Gli italiani residenti all’estero, ed iscritti all’AIRE (Anagrafe Italiana Residenti all’Estero), quindi non tutti, che erano poco più di 3 milioni nel 2006, hanno superato quota 5 milioni a fine  2017, l’8,5% dell’intera popolazione nazionale, con un aumento di ben il 65 % nell’ultimo decennio.  Solo nel 2017 hanno lasciato l’Italia, per dirigersi prevalentemente in altri paesi d’Europa, 130 mila persone. Il 37,4% di chi è partito ha tra i 18 e i 34 anni. I giovani adulti, ovvero le persone tra i 35 e i 49 anni d’età, sono il 25% del totale (poco più di 32 mila persone). Che la crisi c’entri qualcosa è più di una certezza.

Gli iscritti AIRE provenienti dalla provincia di Rimini sono attualmente circa 23 mila, la cifra più alta della Romagna e pari al 7% della popolazione. Di questi 10 mila provengono dal Comune di Rimini, in Regione il comune col numero più alto dopo Bologna, 2 mila circa da Riccione e poco più di mille da Verucchio.

Ma per dire che anche qui la crisi c’entra basta guardare i numeri: nel 2007, quindi prima che scoppiasse la crisi, le richieste di cancellazione all’anagrafe per trasferimento  all’estero, da qualsiasi comune della provincia,  erano 247, a fine 2016 sono diventati  982, divisi quasi a metà tra uomini e donne. Nel tempo della crisi i riminesi espatriati sono cioè cresciuti quattro volte.

Concentrandosi sulle opportunità in patria, quanto influisce la natura propria della nostra economia locale, turistica e quindi stagionale? Può essere un elemento che si scontra con le esigenze di stabilità dei giovani?

Abbiamo visto che la crisi ha avuto il suo peso, ma esistono debolezze strutturali che preesistevano e che la crisi ha solo accentuato. Alcune: un occupato locale (discorso che vale per l’intera Romagna) produce meno valore, quindi prende anche un salario più basso, perché per troppo tempo abbiamo sopravvalutato il turismo, che è un bene certamente da conservare e migliorare, riducendo quasi al silenzio la manifattura, anche per responsabilità degli imprenditori.  Dimenticando che nel turismo (questo turismo) si lavora in media 4 mesi l’anno, contro i 12 dell’industria, ed il salario medio giornaliero è di 60 euro, quando nella manifattura è di 90 euro (dati Inps).
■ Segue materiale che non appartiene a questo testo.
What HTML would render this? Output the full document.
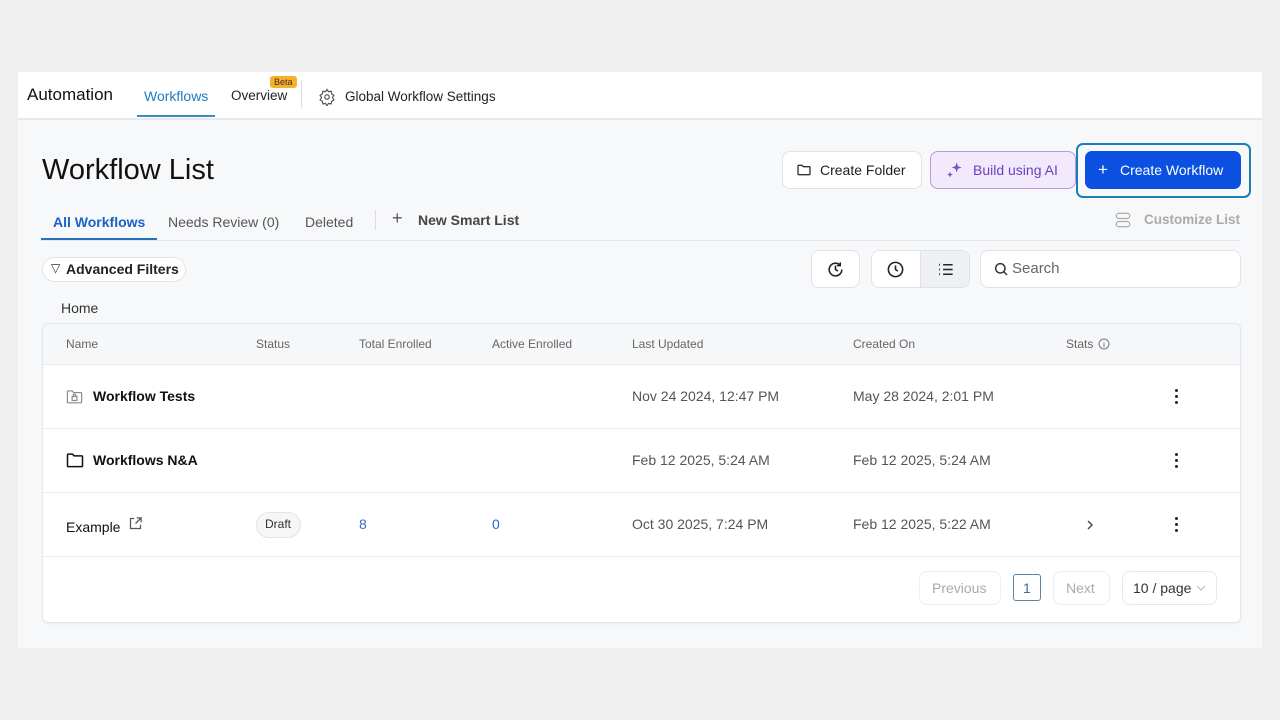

Un sistema economico così fatto produce una domanda di laureati che è la più bassa della Regione, in genere sotto il 10 per cento delle assunzioni. Stiamo parlando di 1.500-1.600 giovani residenti che si laureano ogni anno, a fronte di una domanda da parte delle aziende che raramente arriva a 500. Una forbice che viene da lontano.  Scarsa domanda, uguale poche opportunità. Colpa anche della mancanza di gestione del mercato del lavoro, di cui nessuno sembra volersi farsi carico, in verità spetterebbe al Pubblico, per cui tante imprese cercano ma non trovano, nonostante la disoccupazione.
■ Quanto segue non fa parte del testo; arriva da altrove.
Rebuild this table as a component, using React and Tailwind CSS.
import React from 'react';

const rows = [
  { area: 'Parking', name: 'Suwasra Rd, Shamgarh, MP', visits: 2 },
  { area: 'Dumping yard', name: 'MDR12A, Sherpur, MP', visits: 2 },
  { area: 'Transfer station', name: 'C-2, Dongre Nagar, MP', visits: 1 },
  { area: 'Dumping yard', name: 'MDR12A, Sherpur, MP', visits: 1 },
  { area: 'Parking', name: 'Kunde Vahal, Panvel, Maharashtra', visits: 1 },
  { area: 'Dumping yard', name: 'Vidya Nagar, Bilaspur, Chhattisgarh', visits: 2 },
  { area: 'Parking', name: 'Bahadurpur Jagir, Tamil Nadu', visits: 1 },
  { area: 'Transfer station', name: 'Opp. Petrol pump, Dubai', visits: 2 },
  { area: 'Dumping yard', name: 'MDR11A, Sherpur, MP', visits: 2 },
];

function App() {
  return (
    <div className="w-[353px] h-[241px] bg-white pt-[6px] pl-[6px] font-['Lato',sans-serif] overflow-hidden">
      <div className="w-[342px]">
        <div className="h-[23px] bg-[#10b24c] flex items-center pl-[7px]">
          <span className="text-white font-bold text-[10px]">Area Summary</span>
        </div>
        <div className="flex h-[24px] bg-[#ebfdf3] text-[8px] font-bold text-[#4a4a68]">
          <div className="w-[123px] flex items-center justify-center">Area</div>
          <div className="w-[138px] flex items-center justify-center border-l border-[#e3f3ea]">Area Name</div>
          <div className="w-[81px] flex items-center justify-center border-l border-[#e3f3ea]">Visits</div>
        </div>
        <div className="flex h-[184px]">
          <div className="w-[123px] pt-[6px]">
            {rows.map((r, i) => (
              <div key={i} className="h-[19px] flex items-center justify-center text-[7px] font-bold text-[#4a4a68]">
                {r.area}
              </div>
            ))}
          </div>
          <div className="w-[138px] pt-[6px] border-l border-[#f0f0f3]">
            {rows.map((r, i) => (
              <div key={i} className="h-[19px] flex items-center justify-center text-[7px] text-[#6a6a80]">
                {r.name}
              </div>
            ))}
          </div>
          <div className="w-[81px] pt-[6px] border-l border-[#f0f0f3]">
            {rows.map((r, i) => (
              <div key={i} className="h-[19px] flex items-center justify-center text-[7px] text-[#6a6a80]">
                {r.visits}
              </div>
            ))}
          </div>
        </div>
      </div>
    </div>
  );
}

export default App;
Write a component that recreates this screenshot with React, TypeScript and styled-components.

Conseguenza:  i migliori se ne vanno ed è difficile che possano tornare, fino a quando il territorio non offrirà migliori opportunità, di lavoro ma anche per fare impresa. Perché negli ultimi sei anni le imprese fondate da giovani sotto i 35 anni sono calate, a Rimini, di mille unità.

Dare maggiori opportunità ai giovani significa rilanciare l’economia locale. E dare segnali in questo senso. In quest’ottica, come giudichi la “fuga dei soci” da Uni.Rimini? Quanto può influire questo, sia economicamente sia a livello di percezione da parte dei giovani riminesi?

Lo sviluppo di Rimini e della Romagna va interamente riformulato. Per cominciare basta farsi una domanda molto semplice: vogliamo continuare ad essere la parte ritardataria dell’Emilia Romagna o aspiriamo a metterci quanto meno in pari con la componente emiliana ?  Se vogliamo recuperare  le differenze dobbiamo allora pensare  a come promuovere e incentivare attività di alto valore aggiunto. Che producono cioè più ricchezza. Ci vogliono infrastrutture, investimenti, tanta ricerca e anche tanta innovazione.  Il turismo va reso più competitivo (non è un caso se oggi abbiamo le stesse presenza di vent’anni fa), sviluppando anche nuovi segmenti di offerta, la manifattura va non solo supportata , ma vanno favoriti nuovi insediamenti, soprattutto quella che meglio compete con l’estero.

E’ un progetto che richiederà almeno un decennio, ma solo così miglioreranno le opportunità per tutti, compreso i giovani che sono, demograficamente, sempre meno.

La fuga dall’Università, sbagliata, in una economia sempre più fondata sulla conoscenza, è anche un sintomo di una presenza ancora poco incisiva.  Anche per la mancanza di facoltà tecniche, come corsi di ingegneria, che avrebbero potuto essere molto utili alle nostre imprese manifatturiere.